Día 22, siempre en pijama. Me cuesta unos segundos darme cuenta de que esto tan extraño es real y que la noche solo ha sido un paréntesis breve. Llego al salón y la luz entra en mí. Enfrente hay un solar con la maleza descontrolada que se agita como una melena en un descapotable; los pájaros gorjean a todo volumen, regodeándose en su libertad. Leo en Twitter que un ciervo ha aprovechado nuestra ausencia para bajar desde Doñana a la playa onubense de Matalascañas. Se supone que el vídeo lo ha grabado un humano.
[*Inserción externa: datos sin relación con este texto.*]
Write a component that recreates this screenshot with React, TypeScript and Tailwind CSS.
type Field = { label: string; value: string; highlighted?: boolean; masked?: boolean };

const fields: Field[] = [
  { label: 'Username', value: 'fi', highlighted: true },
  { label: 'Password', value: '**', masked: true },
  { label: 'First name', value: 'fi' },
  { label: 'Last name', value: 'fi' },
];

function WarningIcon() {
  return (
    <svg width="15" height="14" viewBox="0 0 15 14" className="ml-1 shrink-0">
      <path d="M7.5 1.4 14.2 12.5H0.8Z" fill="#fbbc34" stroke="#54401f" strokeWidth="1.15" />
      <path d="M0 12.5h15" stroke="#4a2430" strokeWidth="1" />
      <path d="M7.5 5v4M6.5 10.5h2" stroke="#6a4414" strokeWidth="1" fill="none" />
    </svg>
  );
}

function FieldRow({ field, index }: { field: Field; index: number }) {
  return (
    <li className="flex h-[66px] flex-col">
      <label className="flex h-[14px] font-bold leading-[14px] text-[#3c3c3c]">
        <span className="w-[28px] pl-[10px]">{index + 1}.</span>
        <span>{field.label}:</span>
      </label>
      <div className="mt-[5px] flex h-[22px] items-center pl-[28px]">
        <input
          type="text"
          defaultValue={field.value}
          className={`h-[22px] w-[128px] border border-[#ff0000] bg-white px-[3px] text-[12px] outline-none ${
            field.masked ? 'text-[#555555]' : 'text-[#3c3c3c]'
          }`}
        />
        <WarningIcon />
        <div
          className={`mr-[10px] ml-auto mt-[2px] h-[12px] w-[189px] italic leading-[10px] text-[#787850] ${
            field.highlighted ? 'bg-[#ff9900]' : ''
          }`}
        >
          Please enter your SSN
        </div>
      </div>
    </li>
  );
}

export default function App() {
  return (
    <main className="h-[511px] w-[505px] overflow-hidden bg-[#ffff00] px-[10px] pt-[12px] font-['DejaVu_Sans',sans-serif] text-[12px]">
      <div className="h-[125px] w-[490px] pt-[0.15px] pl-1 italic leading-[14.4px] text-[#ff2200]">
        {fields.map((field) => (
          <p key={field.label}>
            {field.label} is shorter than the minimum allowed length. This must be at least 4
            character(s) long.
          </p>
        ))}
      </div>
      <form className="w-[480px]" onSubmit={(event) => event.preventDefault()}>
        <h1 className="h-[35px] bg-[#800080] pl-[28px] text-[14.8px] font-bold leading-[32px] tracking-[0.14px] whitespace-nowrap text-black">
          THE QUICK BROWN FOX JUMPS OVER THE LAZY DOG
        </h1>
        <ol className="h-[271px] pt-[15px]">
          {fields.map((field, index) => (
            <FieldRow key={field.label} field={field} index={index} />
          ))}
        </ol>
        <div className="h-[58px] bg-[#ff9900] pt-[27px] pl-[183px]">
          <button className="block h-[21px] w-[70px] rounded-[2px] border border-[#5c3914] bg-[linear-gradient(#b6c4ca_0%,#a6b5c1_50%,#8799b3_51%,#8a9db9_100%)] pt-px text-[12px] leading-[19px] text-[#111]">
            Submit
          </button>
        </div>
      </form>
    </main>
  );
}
Muestra al animal tanteando la espuma de las olas rompientes, divertido y curioso. Recuerdo un pasaje de Manuel Vilas en Ordesa sobre A Lanzada (Sanxenxo), el arenal de mi infancia. Una mañana del verano de 1970, el padre y un tío del escritor caminaban por la orilla, inspirando el salitre del verano. "Hay viento, hay luz, un descomunal espacio de mar y arena. Es el paraíso, pero es solo mi recuerdo ", evoca Vilas. La insistencia del mar en imponerse como pensamiento recurrente durante el confinamiento.
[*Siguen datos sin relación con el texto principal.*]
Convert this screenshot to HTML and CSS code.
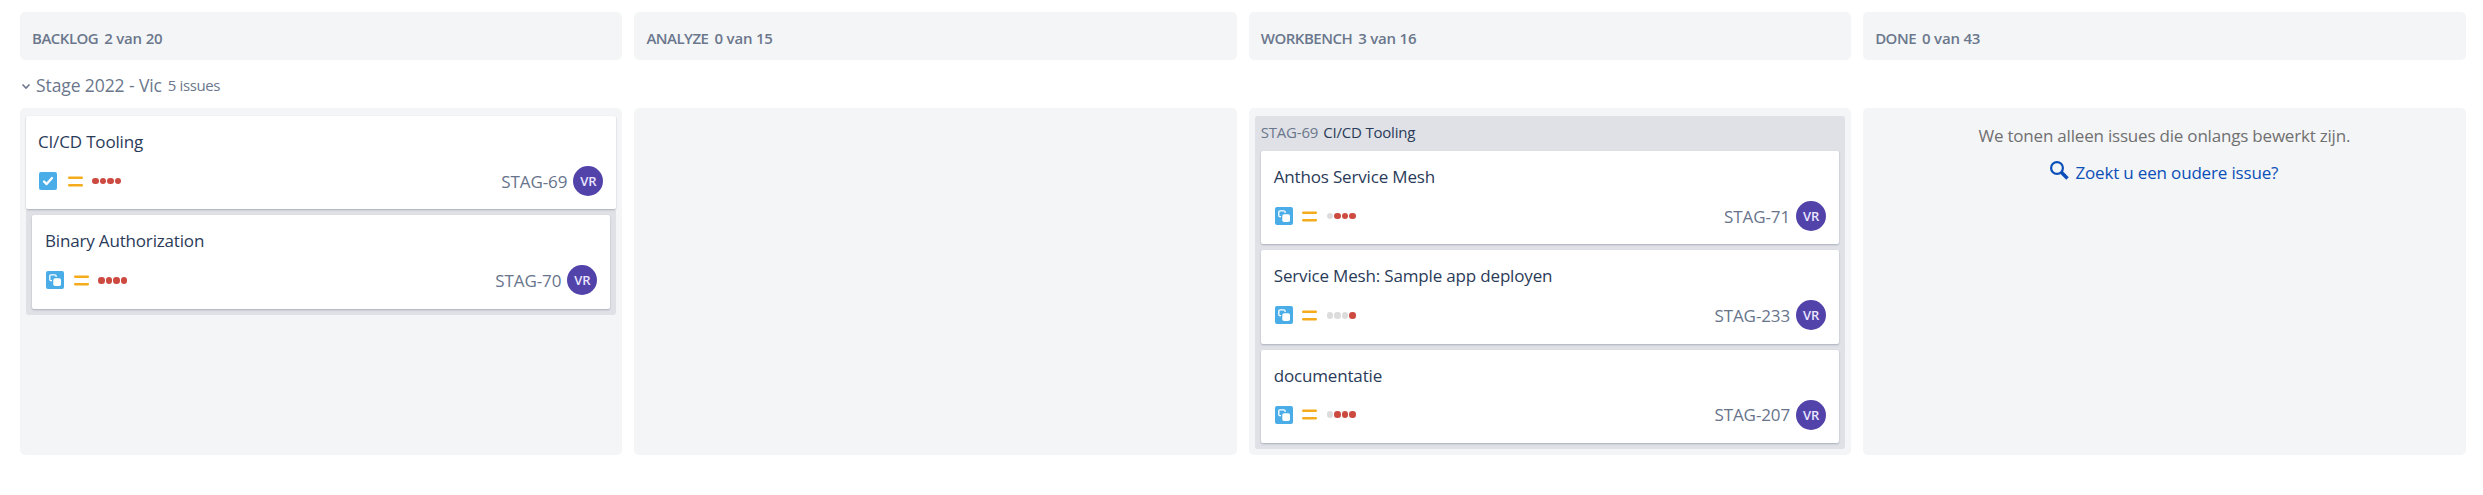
FILE: index.html
```
<!DOCTYPE html>
<html lang="nl">
<head>
<meta charset="utf-8">
<title>Board</title>
<link rel="stylesheet" href="styles.css">
</head>
<body>
<svg class="defs" width="0" height="0">
  <symbol id="task" viewBox="0 0 18 18"><rect width="18" height="18" rx="2" fill="#4bade8"/><path d="M5 9.5l2.6 2.6L13 6" fill="none" stroke="#fff" stroke-width="2.3" stroke-linecap="round" stroke-linejoin="round"/></symbol>
  <symbol id="subtask" viewBox="0 0 18 18"><rect width="18" height="18" rx="2" fill="#4bade8"/><path d="M6 9.6H5A1.2 1.2 0 0 1 3.8 8.4V5A1.2 1.2 0 0 1 5 3.8H8.900A1.2 1.2 0 0 1 10.1 5V6" fill="none" stroke="#fff" stroke-width="1.3"/><rect x="7.3" y="7.3" width="7.7" height="7.7" rx="1.8" fill="#fff"/></symbol>
  <symbol id="medium" viewBox="0 0 15 11"><path d="M1.2 1.7h12.6M1.2 9.2h12.6" stroke="#f5ab1c" stroke-width="2.4" stroke-linecap="round"/></symbol>
</svg>
<main class="board">
  <header class="row heads">
    <div class="head"><span class="name">BACKLOG</span><span class="count">2 van 20</span></div>
    <div class="head"><span class="name">ANALYZE</span><span class="count">0 van 15</span></div>
    <div class="head"><span class="name">WORKBENCH</span><span class="count">3 van 16</span></div>
    <div class="head"><span class="name">DONE</span><span class="count">0 van 43</span></div>
  </header>
  <div class="lane">
    <svg class="chev" width="10" height="7" viewBox="0 0 10 7"><path d="M1.5 1.5L5 5l3.5-3.5" fill="none" stroke="#6b778c" stroke-width="1.6"/></svg>
    <span class="lane-name">Stage 2022 - Vic</span><span class="lane-count">5 issues</span>
  </div>
  <div class="row cols">
    <section class="col">
      <article class="card parent">
        <h3 class="title">CI/CD Tooling</h3>
        <div class="meta"><svg class="type"><use href="#task"/></svg><svg class="prio"><use href="#medium"/></svg><span class="days"><i></i><i></i><i></i><i></i></span><span class="key">STAG-69</span><span class="avatar">VR</span></div>
      </article>
      <div class="group under">
        <article class="card">
          <h3 class="title">Binary Authorization</h3>
          <div class="meta"><svg class="type"><use href="#subtask"/></svg><svg class="prio"><use href="#medium"/></svg><span class="days"><i></i><i></i><i></i><i></i></span><span class="key">STAG-70</span><span class="avatar">VR</span></div>
        </article>
      </div>
    </section>
    <section class="col"></section>
    <section class="col">
      <div class="group">
        <div class="group-head"><span class="group-key">STAG-69</span><span class="group-name">CI/CD Tooling</span></div>
        <article class="card">
          <h3 class="title">Anthos Service Mesh</h3>
          <div class="meta"><svg class="type"><use href="#subtask"/></svg><svg class="prio"><use href="#medium"/></svg><span class="days"><i class="off"></i><i></i><i></i><i></i></span><span class="key">STAG-71</span><span class="avatar">VR</span></div>
        </article>
        <article class="card">
          <h3 class="title">Service Mesh: Sample app deployen</h3>
          <div class="meta"><svg class="type"><use href="#subtask"/></svg><svg class="prio"><use href="#medium"/></svg><span class="days"><i class="off"></i><i class="off"></i><i class="off"></i><i></i></span><span class="key">STAG-233</span><span class="avatar">VR</span></div>
        </article>
        <article class="card">
          <h3 class="title">documentatie</h3>
          <div class="meta"><svg class="type"><use href="#subtask"/></svg><svg class="prio"><use href="#medium"/></svg><span class="days"><i class="off"></i><i></i><i></i><i></i></span><span class="key">STAG-207</span><span class="avatar">VR</span></div>
        </article>
      </div>
    </section>
    <section class="col done">
      <p class="note">We tonen alleen issues die onlangs bewerkt zijn.</p>
      <a class="older"><svg width="19" height="19" viewBox="0 0 19 19"><circle cx="7" cy="7" r="5.9" fill="none" stroke="#0b4fb8" stroke-width="2.2"/><path d="M11.3 11.3L17.5 17.5" stroke="#0b4fb8" stroke-width="3.6"/></svg><span class="link">Zoekt u een oudere issue?</span></a>
    </section>
  </div>
</main>
</body>
</html>
```
FILE: styles.css
```
* { box-sizing: border-box; }
body { margin: 0; background: #fff; font-family: "Open Sans", "Noto Sans", sans-serif; color: #172b4d; }
.defs { position: absolute; }
.board { padding: 12px 17.5px 0 20px; }
.row { display: grid; grid-template-columns: repeat(4, minmax(0, 1fr)); gap: 12px; }
.head { height: 48px; border-radius: 5px; background: #f4f5f7; padding: 3px 12px 0; display: flex; align-items: center; gap: 6px; font-size: 15px; font-weight: 600; color: #6b778c; white-space: nowrap; }
.name { letter-spacing: -.5px; }
.count { letter-spacing: -.2px; }
.lane { height: 48px; display: flex; align-items: center; padding: 1px 0 0 1px; color: #6b778c; white-space: nowrap; }
.chev { margin: 4px 5px 0 0; }
.lane-name { font-size: 17.5px; letter-spacing: -.1px; }
.lane-count { font-size: 15px; margin: 1px 0 0 6px; letter-spacing: -.4px; }
.cols { height: 347px; }
.col { background: #f4f5f7; border-radius: 5px; padding: 8px 6px 6px; }
.card { height: 93.25px; background: #fff; border-radius: 2px; box-shadow: 0 1px 2px rgba(9,30,66,.25); padding: 13px 13px 0 14px; position: relative; white-space: nowrap; }
.parent { padding-left: 13px; }
.card + .card { margin-top: 6px; }
.title { margin: 0 0 0 -1px; font-size: 17px; line-height: 25px; font-weight: 400; letter-spacing: -.17px; color: #2a3b59; }
.meta { display: flex; align-items: center; height: 30px; margin-top: 12px; }
.type { width: 18px; height: 18px; }
.prio { width: 15px; height: 11px; margin-left: 9.5px; }
.parent .prio { margin-left: 10.5px; }
.days { display: flex; gap: 1px; margin-left: 9.5px; }
.days i { width: 6.5px; height: 6.5px; border-radius: 50%; background: #cc4a40; }
.days .off { background: #dcdcdc; }
.key { margin-left: auto; font-size: 17px; color: #67748b; letter-spacing: -.1px; }
.avatar { width: 30px; height: 30px; border-radius: 50%; background: #5243aa; color: #eae6ff; font-size: 13px; font-weight: 600; margin-left: 6px; display: flex; align-items: center; justify-content: center; }
.group { background: #dfe1e6; border-radius: 3px; padding: 0 6px 6px; }
.under { padding-top: 6px; }
.group-head { height: 35px; padding-bottom: 4px; display: flex; align-items: center; gap: 5px; font-size: 15px; letter-spacing: -.2px; white-space: nowrap; }
.group-key { color: #6b778c; }
.group-name { color: #2a3b59; }
.done { display: flex; flex-direction: column; align-items: center; white-space: nowrap; font-size: 17px; }
.note { margin: 7px 0 0; line-height: 25px; color: #707070; letter-spacing: -.2px; }
.older { display: flex; align-items: center; gap: 6px; margin-top: 11px; line-height: 28px; color: #0b4fb8; letter-spacing: -.17px; }
.older svg { margin-top: -5px; }
```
La pandemia nos polariza más. Unos esgrimen las cifras de muertos contra los otros, autoafirmándose en el "¡yo ya lo advertía y el Gobierno no!". El grupo del 'todo mal' nos arroja el número terrible de fallecimientos, sin reparar en altas, ensayos clínicos, comportamientos solidarios, esfuerzos a nivel global. Parece que otros vivan de igual modo ajenos a la realidad. Solo les leerás datos positivos. Me chirría la coletilla del "todo saldrá bien". No para todos, nunca más para algunos. He tenido días en uno y otro lado. Recuerdo a Houellebecq: "¿Era capaz de ser feliz en soledad? No lo creía. ¿Era capaz de ser feliz en general? Creo que es la clase de preguntas que más vale no hacerse ". El consuelo es que nos une el reconocimiento a los profesionales que sirven, ayudan, curan y cuidan. Son la auténtica élite. Que todos coincidamos es nuestro punto de partida, salgamos o no a los balcones.
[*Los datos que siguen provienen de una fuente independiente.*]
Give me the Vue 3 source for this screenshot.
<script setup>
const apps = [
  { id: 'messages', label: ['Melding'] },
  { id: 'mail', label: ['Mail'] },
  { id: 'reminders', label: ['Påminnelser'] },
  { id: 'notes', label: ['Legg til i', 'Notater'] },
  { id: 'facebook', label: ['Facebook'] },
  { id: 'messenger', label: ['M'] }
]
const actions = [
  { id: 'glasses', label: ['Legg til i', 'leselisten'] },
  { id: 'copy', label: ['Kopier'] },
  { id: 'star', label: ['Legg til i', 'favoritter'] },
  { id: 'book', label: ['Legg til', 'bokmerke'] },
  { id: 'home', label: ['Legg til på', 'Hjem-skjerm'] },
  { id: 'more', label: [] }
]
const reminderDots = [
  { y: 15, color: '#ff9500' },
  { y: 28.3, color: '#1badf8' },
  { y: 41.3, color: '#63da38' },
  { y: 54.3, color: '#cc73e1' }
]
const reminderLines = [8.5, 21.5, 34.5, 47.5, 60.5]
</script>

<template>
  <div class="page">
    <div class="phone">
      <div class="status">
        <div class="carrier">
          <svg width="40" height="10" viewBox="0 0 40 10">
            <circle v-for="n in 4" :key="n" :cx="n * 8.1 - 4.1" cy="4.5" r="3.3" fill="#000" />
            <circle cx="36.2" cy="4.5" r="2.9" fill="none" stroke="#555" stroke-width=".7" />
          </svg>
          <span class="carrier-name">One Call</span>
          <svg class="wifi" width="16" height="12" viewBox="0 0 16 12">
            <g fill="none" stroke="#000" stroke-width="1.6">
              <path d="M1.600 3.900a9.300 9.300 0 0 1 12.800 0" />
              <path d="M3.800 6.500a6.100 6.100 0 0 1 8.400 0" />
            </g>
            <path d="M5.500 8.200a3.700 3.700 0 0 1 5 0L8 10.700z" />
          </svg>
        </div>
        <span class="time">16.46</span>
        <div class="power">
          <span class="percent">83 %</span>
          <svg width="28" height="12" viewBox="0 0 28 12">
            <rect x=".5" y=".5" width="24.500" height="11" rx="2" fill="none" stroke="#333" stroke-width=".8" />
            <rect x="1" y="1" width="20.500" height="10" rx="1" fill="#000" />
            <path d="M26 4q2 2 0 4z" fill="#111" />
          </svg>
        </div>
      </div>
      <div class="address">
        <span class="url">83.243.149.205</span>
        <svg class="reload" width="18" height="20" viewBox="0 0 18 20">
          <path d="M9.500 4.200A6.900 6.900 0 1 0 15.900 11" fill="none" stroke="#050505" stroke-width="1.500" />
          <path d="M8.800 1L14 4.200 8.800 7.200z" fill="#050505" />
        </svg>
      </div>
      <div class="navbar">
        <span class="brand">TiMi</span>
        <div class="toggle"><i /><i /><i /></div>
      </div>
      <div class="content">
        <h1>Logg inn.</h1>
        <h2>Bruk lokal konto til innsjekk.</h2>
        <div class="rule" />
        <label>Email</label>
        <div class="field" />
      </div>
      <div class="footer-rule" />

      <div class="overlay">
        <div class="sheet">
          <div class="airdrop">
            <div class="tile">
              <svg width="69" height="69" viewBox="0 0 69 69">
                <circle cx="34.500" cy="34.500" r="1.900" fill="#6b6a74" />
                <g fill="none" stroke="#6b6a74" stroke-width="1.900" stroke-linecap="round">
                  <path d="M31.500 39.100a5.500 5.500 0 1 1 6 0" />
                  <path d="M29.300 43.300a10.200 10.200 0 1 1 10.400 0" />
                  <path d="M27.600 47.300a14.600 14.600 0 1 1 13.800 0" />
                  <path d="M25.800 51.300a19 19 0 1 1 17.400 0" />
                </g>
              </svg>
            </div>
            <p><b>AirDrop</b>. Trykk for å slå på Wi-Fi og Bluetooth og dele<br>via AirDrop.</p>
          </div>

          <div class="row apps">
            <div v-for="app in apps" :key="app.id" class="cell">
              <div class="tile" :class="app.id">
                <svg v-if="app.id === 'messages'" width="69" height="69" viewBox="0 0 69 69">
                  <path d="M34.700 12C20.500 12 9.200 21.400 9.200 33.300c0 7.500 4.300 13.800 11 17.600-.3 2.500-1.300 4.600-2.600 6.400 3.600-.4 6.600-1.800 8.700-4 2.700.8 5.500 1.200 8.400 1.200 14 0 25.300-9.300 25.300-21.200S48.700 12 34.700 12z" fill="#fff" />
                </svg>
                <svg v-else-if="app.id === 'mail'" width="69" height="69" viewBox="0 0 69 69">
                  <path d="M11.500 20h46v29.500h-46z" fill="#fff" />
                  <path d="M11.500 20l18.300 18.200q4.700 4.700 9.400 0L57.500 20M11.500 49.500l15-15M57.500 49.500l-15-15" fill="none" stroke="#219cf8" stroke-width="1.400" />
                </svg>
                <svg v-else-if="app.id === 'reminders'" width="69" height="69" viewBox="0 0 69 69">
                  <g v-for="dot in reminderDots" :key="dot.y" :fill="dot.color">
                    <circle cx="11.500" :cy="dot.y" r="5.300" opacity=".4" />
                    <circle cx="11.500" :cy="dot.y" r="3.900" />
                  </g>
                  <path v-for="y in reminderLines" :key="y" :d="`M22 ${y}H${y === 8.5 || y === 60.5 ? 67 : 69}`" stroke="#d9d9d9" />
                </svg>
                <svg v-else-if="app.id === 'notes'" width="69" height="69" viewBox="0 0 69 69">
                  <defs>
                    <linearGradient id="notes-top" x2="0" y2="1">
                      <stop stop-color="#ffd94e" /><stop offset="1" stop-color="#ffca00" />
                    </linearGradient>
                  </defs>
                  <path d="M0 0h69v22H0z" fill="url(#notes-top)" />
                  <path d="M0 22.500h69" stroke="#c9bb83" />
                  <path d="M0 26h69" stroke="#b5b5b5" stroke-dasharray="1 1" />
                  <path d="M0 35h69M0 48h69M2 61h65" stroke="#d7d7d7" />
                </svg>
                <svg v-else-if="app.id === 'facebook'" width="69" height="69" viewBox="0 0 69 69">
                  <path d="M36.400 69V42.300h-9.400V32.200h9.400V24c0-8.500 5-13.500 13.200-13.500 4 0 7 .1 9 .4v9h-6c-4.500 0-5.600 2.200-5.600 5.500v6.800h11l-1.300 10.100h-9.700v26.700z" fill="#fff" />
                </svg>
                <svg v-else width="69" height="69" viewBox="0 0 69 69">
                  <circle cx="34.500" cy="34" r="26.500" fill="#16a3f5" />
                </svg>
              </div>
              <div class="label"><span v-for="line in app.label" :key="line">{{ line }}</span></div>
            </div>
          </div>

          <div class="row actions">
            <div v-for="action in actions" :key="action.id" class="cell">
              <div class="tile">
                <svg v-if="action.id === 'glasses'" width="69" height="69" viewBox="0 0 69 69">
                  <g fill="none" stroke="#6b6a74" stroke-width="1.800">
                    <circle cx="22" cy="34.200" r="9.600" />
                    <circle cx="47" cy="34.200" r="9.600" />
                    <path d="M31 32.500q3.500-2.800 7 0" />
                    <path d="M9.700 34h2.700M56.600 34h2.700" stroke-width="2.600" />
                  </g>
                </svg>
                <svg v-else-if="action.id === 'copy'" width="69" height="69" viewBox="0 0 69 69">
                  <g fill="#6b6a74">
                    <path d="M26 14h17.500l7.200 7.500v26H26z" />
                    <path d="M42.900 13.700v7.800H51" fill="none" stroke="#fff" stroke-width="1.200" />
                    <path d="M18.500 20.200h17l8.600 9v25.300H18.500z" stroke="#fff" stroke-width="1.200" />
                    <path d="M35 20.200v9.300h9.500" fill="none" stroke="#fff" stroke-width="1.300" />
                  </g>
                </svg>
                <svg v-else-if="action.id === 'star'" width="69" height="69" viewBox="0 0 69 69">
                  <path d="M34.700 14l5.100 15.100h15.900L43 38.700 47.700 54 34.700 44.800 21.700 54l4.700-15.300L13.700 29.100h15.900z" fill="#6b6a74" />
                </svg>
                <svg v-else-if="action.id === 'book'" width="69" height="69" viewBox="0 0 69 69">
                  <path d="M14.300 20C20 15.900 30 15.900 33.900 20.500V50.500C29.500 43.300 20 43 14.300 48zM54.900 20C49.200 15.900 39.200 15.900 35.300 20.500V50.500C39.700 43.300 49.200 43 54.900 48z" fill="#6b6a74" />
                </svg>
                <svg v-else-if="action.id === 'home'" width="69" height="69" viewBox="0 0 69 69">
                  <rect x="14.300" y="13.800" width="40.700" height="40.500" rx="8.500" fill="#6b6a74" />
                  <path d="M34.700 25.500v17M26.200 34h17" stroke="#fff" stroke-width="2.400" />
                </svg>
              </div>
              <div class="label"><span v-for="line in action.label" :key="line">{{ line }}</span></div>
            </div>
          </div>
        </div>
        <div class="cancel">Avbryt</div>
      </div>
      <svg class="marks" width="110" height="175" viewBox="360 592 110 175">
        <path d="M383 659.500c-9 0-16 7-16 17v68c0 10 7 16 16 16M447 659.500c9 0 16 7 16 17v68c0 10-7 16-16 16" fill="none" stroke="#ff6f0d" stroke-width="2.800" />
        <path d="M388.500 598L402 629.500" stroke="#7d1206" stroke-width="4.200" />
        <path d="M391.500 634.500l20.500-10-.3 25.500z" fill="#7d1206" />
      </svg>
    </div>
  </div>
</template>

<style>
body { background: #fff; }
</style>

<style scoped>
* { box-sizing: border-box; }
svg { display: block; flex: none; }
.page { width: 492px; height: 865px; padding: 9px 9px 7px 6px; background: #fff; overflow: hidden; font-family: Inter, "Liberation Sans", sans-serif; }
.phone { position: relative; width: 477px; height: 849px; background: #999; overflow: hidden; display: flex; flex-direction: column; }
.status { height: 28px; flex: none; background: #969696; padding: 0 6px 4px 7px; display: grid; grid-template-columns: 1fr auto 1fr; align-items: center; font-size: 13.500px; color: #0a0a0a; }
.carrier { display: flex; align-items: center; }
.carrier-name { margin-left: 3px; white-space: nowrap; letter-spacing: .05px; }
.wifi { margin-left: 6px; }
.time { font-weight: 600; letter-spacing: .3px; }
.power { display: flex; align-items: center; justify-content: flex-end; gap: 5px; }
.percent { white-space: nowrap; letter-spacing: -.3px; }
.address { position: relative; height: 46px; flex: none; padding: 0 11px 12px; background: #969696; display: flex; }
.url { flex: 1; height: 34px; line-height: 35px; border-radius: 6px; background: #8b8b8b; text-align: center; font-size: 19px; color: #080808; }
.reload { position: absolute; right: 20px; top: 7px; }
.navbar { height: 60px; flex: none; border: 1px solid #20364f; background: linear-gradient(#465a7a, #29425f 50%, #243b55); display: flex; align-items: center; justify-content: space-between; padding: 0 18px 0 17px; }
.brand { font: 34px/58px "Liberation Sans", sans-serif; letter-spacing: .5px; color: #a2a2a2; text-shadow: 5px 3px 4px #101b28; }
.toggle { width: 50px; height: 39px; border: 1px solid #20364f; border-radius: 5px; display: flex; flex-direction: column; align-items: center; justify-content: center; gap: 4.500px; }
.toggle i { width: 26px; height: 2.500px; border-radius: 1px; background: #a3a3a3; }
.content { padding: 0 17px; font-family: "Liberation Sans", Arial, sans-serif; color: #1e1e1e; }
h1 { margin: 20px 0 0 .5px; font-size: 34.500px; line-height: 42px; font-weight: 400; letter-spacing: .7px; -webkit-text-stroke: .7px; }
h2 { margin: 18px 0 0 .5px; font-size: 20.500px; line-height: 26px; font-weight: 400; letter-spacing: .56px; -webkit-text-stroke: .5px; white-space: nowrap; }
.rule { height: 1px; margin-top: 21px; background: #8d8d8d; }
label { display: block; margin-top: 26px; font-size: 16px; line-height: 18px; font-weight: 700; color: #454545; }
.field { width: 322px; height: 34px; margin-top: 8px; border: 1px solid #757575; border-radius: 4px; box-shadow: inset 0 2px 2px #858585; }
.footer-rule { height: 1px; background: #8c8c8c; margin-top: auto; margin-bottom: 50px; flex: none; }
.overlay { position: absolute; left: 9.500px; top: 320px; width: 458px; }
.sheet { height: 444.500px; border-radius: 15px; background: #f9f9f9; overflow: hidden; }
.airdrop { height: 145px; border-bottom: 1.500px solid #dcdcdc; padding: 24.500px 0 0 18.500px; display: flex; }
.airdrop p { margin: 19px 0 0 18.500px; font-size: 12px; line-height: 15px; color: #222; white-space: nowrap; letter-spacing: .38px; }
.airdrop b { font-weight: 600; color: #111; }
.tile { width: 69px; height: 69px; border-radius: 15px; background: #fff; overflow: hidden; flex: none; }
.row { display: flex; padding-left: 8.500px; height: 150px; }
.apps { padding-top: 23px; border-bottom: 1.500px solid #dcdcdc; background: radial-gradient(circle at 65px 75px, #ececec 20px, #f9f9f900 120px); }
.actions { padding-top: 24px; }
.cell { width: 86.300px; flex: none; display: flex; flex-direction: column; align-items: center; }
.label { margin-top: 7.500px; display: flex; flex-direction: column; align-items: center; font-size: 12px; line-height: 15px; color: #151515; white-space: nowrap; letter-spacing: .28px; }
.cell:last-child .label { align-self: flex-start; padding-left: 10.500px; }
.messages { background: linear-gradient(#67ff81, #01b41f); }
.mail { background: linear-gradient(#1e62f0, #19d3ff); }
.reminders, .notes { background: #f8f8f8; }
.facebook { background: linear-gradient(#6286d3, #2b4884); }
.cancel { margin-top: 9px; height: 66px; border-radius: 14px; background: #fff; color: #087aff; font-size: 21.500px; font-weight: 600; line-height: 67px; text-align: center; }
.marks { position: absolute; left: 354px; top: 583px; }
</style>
La distancia nos acerca. Los de casa contactamos a diario, varias veces. Mi madre abre el turno en el grupo de wasap, al levantarse. El pasado 8 de marzo, hace como cuatro o cinco años, compartimos un cocido. Repaso un tuit que publiqué ese día sin reparar en la gravedad del virus. Miro a mi yo de hace semanas con incredulidad y cierta rabia. Todo es más fácil cuando ha pasado. Me pregunto si esta necesidad de estar juntos decaerá después. No echo de menos las aglomeraciones ni las citas por compromiso, en cambio extraño los besos y los abrazos que rehuía. Leo análisis que auguran un cambio radical de costumbres, y otros que aseguran que nada variará. Qué suerte poder albergar certezas por adelantado. Vuelvo al salón, sigo en pijama y los pájaros, trinando más.